Follow Visualizemedia on Instagram to see recent South Asian wedding films and get a feel for the style before you book.
FAQ
What is the role of music in South Asian weddings?
Music in South Asian weddings functions as the emotional guide for every ceremony, signaling transitions between sacred rituals and joyful celebrations. It is not background noise. It is the primary tool for managing guest emotion and cultural expression.
What music is played at a Baraat procession?
Live dhol and brass bands are standard for Baraat processions, delivering high-energy Punjabi rhythms that drive the groom's entrance. Groups like Ministry of Dhol specialize in this format.
How do couples balance Bollywood and Western music at receptions?

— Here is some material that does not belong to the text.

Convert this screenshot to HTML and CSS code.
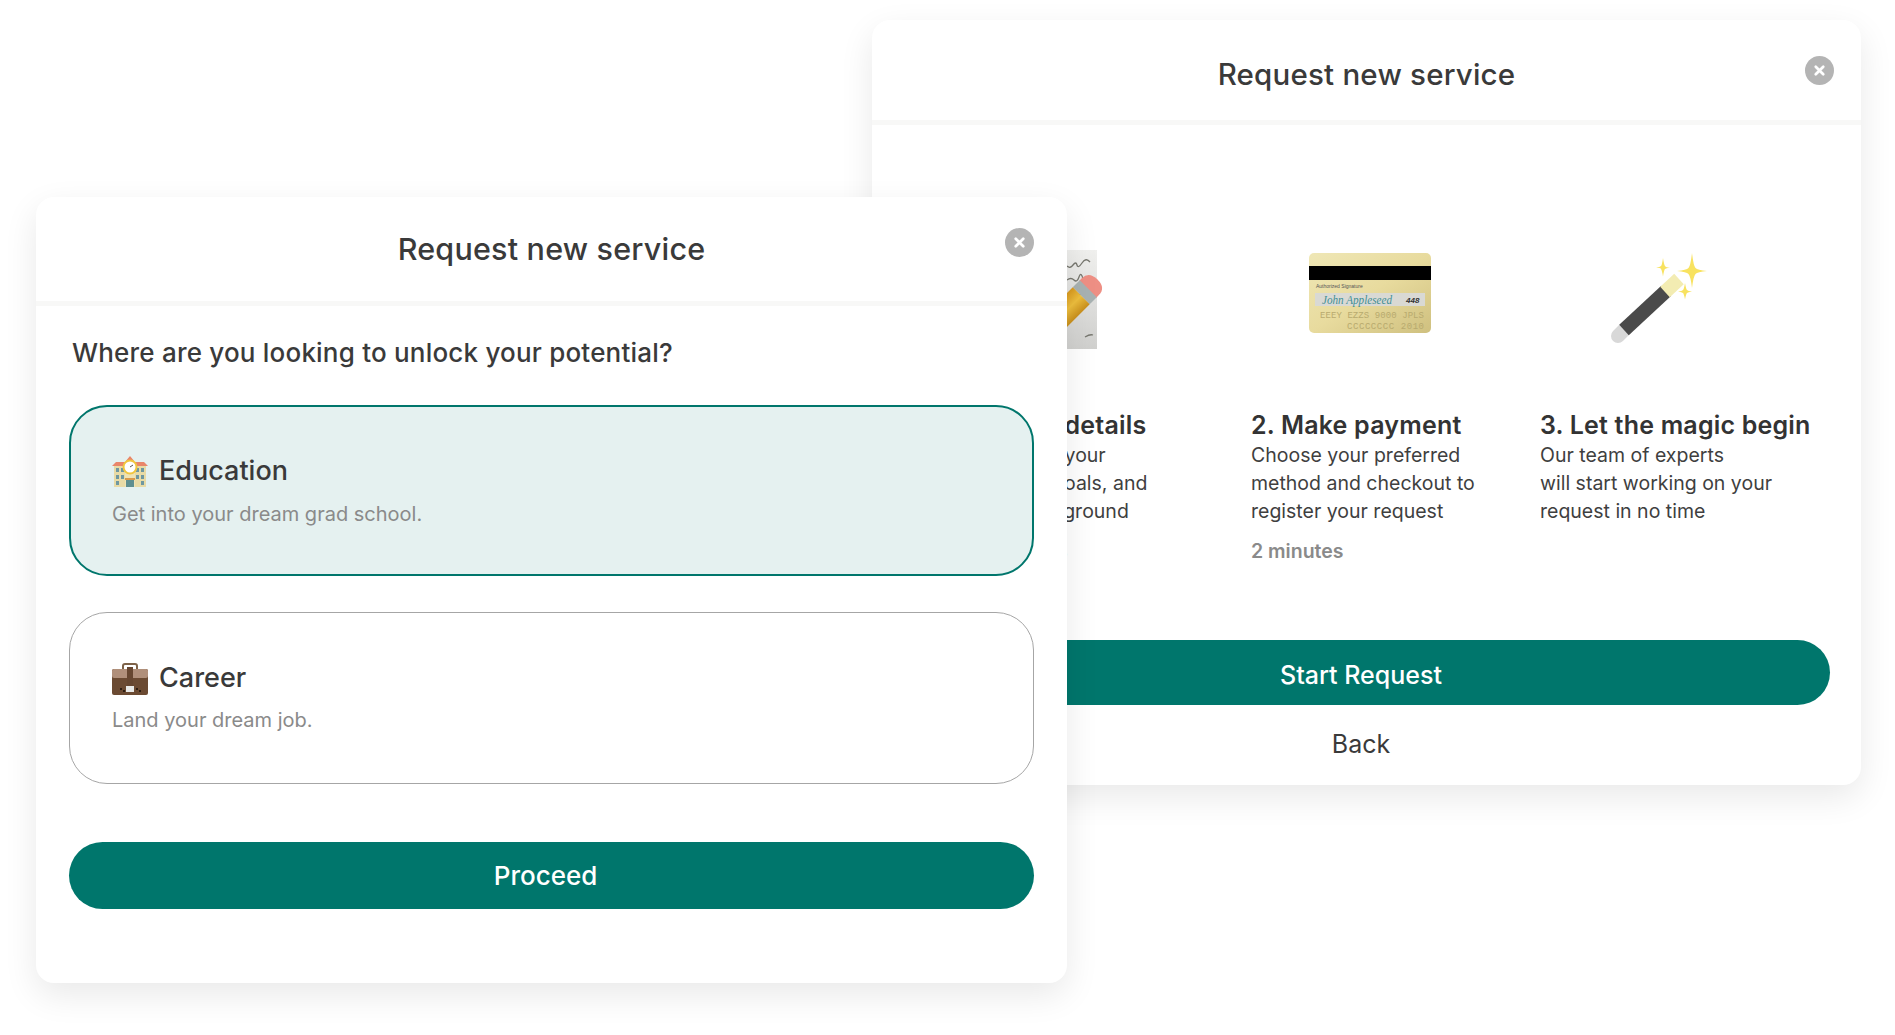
FILE: index.html
```html
<!DOCTYPE html>
<html lang="en">
<head>
<meta charset="utf-8">
<title>Request new service</title>
<link rel="stylesheet" href="styles.css">
</head>
<body>
<main class="canvas">
  <section class="modal modal-back">
    <header class="modal-head">
      <h2 class="modal-title">Request new service</h2>
      <button class="close" aria-label="Close"><svg viewBox="0 0 12 12" class="close-x"><path d="M3 3l6 6M9 3l-6 6"/></svg></button>
    </header>
    <div class="steps">
      <article class="step">
        <div class="step-art art-memo">
          <svg width="110" height="102" viewBox="0 0 110 102">
            <defs>
              <linearGradient id="memo" x1="0" y1="0" x2="0" y2="1"><stop offset="0" stop-color="#f0f0ee"/><stop offset="1" stop-color="#d0d0ce"/></linearGradient>
              <linearGradient id="wood" x1="0" y1="0" x2="1" y2="0"><stop offset="0" stop-color="#d99a1f"/><stop offset=".5" stop-color="#eebf3e"/><stop offset="1" stop-color="#c98f1c"/></linearGradient>
            </defs>
            <rect x="4" y="1" width="92" height="99" fill="url(#memo)"/>
            <path d="M66 17q3 3 6-1t4 0 5-2 8-1M66 31q4-3 7 0t5-3 4 2 5-1M70 46q4-3 7-1t5-3M84 88q5-3 8-2" fill="none" stroke="#77776f" stroke-width="1.300"/>
            <g transform="translate(-4 -1) rotate(45 92 40)">
              <path d="M80 42v-4q0-10 12-10t12 10v4z" fill="#ee8f84"/>
              <rect x="80" y="41" width="24" height="10" fill="#a8b2b2"/>
              <rect x="80" y="51" width="24" height="70" fill="url(#wood)"/>
            </g>
          </svg>
        </div>
        <h3 class="step-title">1. Share details</h3>
        <p class="step-text">Provide us your<br>interests, goals, and<br>study background</p>
        <p class="step-time">20 minutes</p>
      </article>
      <article class="step">
        <div class="step-art art-card">
          <svg width="125" height="82" viewBox="0 0 125 82">
            <defs><linearGradient id="gold" x1="0" y1="0" x2="1" y2="1"><stop offset="0" stop-color="#efe7b6"/><stop offset=".5" stop-color="#e8db9e"/><stop offset="1" stop-color="#cfc07f"/></linearGradient></defs>
            <rect x="1" y="0" width="122" height="80" rx="5" fill="url(#gold)"/>
            <rect x="1" y="13" width="122" height="14" fill="#000"/>
            <text x="8" y="35" class="card-tiny">Authorized Signature</text>
            <rect x="7" y="40" width="110" height="13" fill="#d9d9d4"/>
            <text x="14" y="51" class="card-sign" textLength="70" lengthAdjust="spacingAndGlyphs">John Appleseed</text>
            <text x="98" y="50" class="card-cvv">448</text>
            <text x="12" y="65" class="card-num" textLength="104">EEEY EZZS 9000 JPLS</text>
            <text x="39" y="76" class="card-num" textLength="77">CCCCCCCC 2010</text>
          </svg>
        </div>
        <h3 class="step-title">2. Make payment</h3>
        <p class="step-text">Choose your preferred<br>method and checkout to<br>register your request</p>
        <p class="step-time">2 minutes</p>
      </article>
      <article class="step">
        <div class="step-art art-wand">
          <svg width="100" height="92" viewBox="0 0 100 92">
            <path d="M8 83l8-8" stroke="#d8d8d8" stroke-width="14" stroke-linecap="round" fill="none"/>
            <path d="M14 77L56 38" stroke="#4a4a4a" stroke-width="14" fill="none"/>
            <path d="M55 39L69 26" stroke="#f3ecb2" stroke-width="14" fill="none"/>
            <path d="M82 0q1.500 13 3.500 15t11.500 3q-9.500 1-11.500 3t-3.500 14q-1.500-12-3.500-14t-11.500-3q9.500-1 11.500-3t3.500-15z" fill="#f8e25f"/>
            <path d="M53 5q1 6.500 2 8t5 1.500q-4 .5-5 1.500t-2 7.500q-1-6-2-7.500t-5-1.500q4-.5 5-1.500t2-8z" fill="#f8e25f"/>
            <path d="M75 30q1 6 2 7t5 1.500q-4 .5-5 1.500t-2 6.500q-1-5.500-2-6.500t-5-1.500q4-.5 5-1.500t2-7z" fill="#f8e25f"/>
          </svg>
        </div>
        <h3 class="step-title">3. Let the magic begin</h3>
        <p class="step-text">Our team of experts<br>will start working on your<br>request in no time</p>
      </article>
    </div>
    <div class="back-actions">
      <button class="btn btn-start">Start Request</button>
      <button class="link-back">Back</button>
    </div>
  </section>

  <section class="modal modal-front">
    <header class="modal-head">
      <h2 class="modal-title">Request new service</h2>
      <button class="close" aria-label="Close"><svg viewBox="0 0 12 12" class="close-x"><path d="M3 3l6 6M9 3l-6 6"/></svg></button>
    </header>
    <div class="front-body">
      <h3 class="question">Where are you looking to unlock your potential?</h3>
      <div class="option option-selected">
        <div class="option-head">
          <svg class="emoji" width="36" height="33" viewBox="0 0 36 33">
            <rect x="2" y="9" width="32" height="23" fill="#e8dba6"/>
            <path d="M0 11l4-4h9l5-6 5 6h9l4 4z" fill="#e9866a"/>
            <g fill="#6f98a0"><rect x="4" y="13" width="3" height="4"/><rect x="9" y="13" width="3" height="4"/><rect x="24" y="13" width="3" height="4"/><rect x="29" y="13" width="3" height="4"/><rect x="4" y="20" width="3" height="4"/><rect x="9" y="20" width="3" height="4"/><rect x="24" y="20" width="3" height="4"/><rect x="29" y="20" width="3" height="4"/><rect x="4" y="26" width="3" height="4"/><rect x="29" y="26" width="3" height="4"/></g>
            <rect x="13" y="6" width="10" height="26" fill="#efe3b4"/>
            <circle cx="18" cy="12" r="6.500" fill="#fff" stroke="#f0c63f" stroke-width="2"/>
            <path d="M18 12l3-2" stroke="#555" stroke-width="1"/>
            <rect x="14" y="25" width="8" height="7" fill="#5f8f90"/>
            <rect x="13" y="23" width="10" height="2" fill="#d99a4a"/>
          </svg>
          <span class="option-name">Education</span>
        </div>
        <p class="option-sub">Get into your dream grad school.</p>
      </div>
      <div class="option">
        <div class="option-head">
          <svg class="emoji" width="36" height="33" viewBox="0 0 36 33">
            <path d="M11 8V4q0-2 2-2h10q2 0 2 2v4" fill="none" stroke="#7d6248" stroke-width="2"/>
            <rect x="0" y="7" width="36" height="26" rx="2" fill="#6b4a32"/>
            <rect x="0" y="7" width="36" height="9" rx="2" fill="#b08f7a"/>
            <rect x="15" y="5" width="6" height="20" fill="#664630"/>
            <rect x="14" y="24" width="8" height="6" fill="#e8e8e6"/>
            <g fill="#2d1c10"><rect x="8" y="26" width="2" height="2"/><rect x="11" y="28" width="2" height="2"/><rect x="24" y="26" width="2" height="2"/><rect x="27" y="28" width="2" height="2"/></g>
          </svg>
          <span class="option-name">Career</span>
        </div>
        <p class="option-sub">Land your dream job.</p>
      </div>
      <button class="btn btn-proceed">Proceed</button>
    </div>
  </section>
</main>
</body>
</html>
```

FILE: styles.css
```css
* { box-sizing: border-box; }
html, body { margin: 0; height: 100%; background: #fff; overflow: hidden; }
body { font-family: "Inter", "Open Sans", sans-serif; color: #3a3a3a; }
h2, h3, p { margin: 0; }
button { font-family: inherit; border: 0; background: none; padding: 0; color: inherit; }

.canvas { position: relative; width: 1895px; height: 1035px; }

.modal {
  position: absolute;
  background: #fff;
  border-radius: 18px;
  box-shadow: 0 12px 34px rgba(0, 0, 0, 0.09);
}
.modal-back { left: 872px; top: 20px; width: 989px; height: 765px; }
.modal-front { left: 36px; top: 197px; width: 1031px; height: 786px; }

.modal-head {
  position: relative;
  display: flex;
  align-items: center;
  justify-content: center;
  border-bottom: 5px solid #f8f8f7;
}
.modal-back .modal-head { height: 105px; padding-top: 8px; }
.modal-front .modal-head { height: 109px; padding-top: 0; }
.modal-title { font-size: 30.5px; font-weight: 500; line-height: 40px; letter-spacing: 0.2px; }
.modal-back .modal-title { font-size: 29.5px; }

.close {
  position: absolute;
  width: 29px;
  height: 29px;
  border-radius: 50%;
  background: #b4b4b4;
  display: flex;
  align-items: center;
  justify-content: center;
}
.modal-back .close { right: 27px; top: 36px; }
.modal-front .close { right: 33px; top: 31px; }
.close-x { width: 15px; height: 15px; fill: none; stroke: #fff; stroke-width: 2.2; stroke-linecap: round; }

/* back modal */
.steps {
  display: grid;
  grid-template-columns: 289px 289px 289px;
  padding: 124px 0 0 90px;
}
.step-art { height: 102px; display: flex; align-items: flex-start; }
.art-memo { padding-left: 39px; }
.art-card { padding: 4px 0 0 57px; }
.art-wand { padding: 4px 0 0 70px; }
.step-title { margin-top: 58px; font-size: 25px; font-weight: 600; line-height: 32px; letter-spacing: 0.2px; color: #333; }
.step-text { font-size: 19.5px; line-height: 28px; color: #3f3f3f; margin-top: 0; }
.step-time { margin-top: 12px; font-size: 19.5px; line-height: 28px; font-weight: 600; color: #8a8a8a; }

.card-tiny { font: 5px "Liberation Sans", sans-serif; fill: #555; }
.card-sign { font: italic 12px "Liberation Serif", serif; fill: #3f8f95; }
.card-cvv { font: italic 700 8px "Liberation Sans", sans-serif; fill: #333; }
.card-num { font: 9px "Liberation Mono", monospace; fill: #b8aa6e; }

.back-actions {
  display: flex;
  flex-direction: column;
  margin-top: 75px;
  padding: 0 31px 0 20px;
}
.btn {
  display: block;
  background: #00766c;
  color: #fff;
  font-weight: 500;
  border-radius: 34px;
}
.btn-start { height: 65px; font-size: 25px; padding-top: 4px; }
.link-back { margin-top: 19px; font-size: 25px; line-height: 40px; }

/* front modal */
.front-body { padding: 0 33px; display: flex; flex-direction: column; }
.question { margin: 29px 0 0 3px; font-size: 26px; font-weight: 500; line-height: 36px; letter-spacing: 0.2px; }
.option {
  height: 172px;
  padding: 47px 41px 0 42px;
  border: 1.5px solid #a6a6a6;
  border-radius: 38px;
}
.option-selected { height: 171px; margin-top: 34px; padding-left: 41px; padding-top: 46px; background: #e5f1f0; border: 2px solid #00766c; }
.option + .option { margin-top: 36px; }
.option-head { display: flex; align-items: center; gap: 11px; height: 36px; }
.option-name { font-size: 27px; font-weight: 500; line-height: 36px; }
.option-sub { margin-top: 11px; font-size: 20px; line-height: 28px; color: #8a8a8a; }
.option + .option .option-sub { margin-top: 10px; }
.btn-proceed { height: 67px; margin-top: 58px; font-size: 26px; padding-right: 12px; }
```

A 70% Bollywood and 30% Western split is a widely used starting point, adjusted based on the family's generational makeup and regional background. Communicating this ratio clearly to your DJ prevents mismatched sets.
What is Geet-Gawai and why does it matter?
Geet-Gawai is a Bhojpuri pre-wedding tradition of call-and-response folk singing led by women, recognized as a UNESCO heritage practice. It creates one of the most communal and participatory musical experiences in South Asian wedding culture.
When should couples start planning wedding music?
Music planning should begin at the same time as venue booking. The best South Asian wedding DJs and live musicians book out early, and starting late limits your options significantly.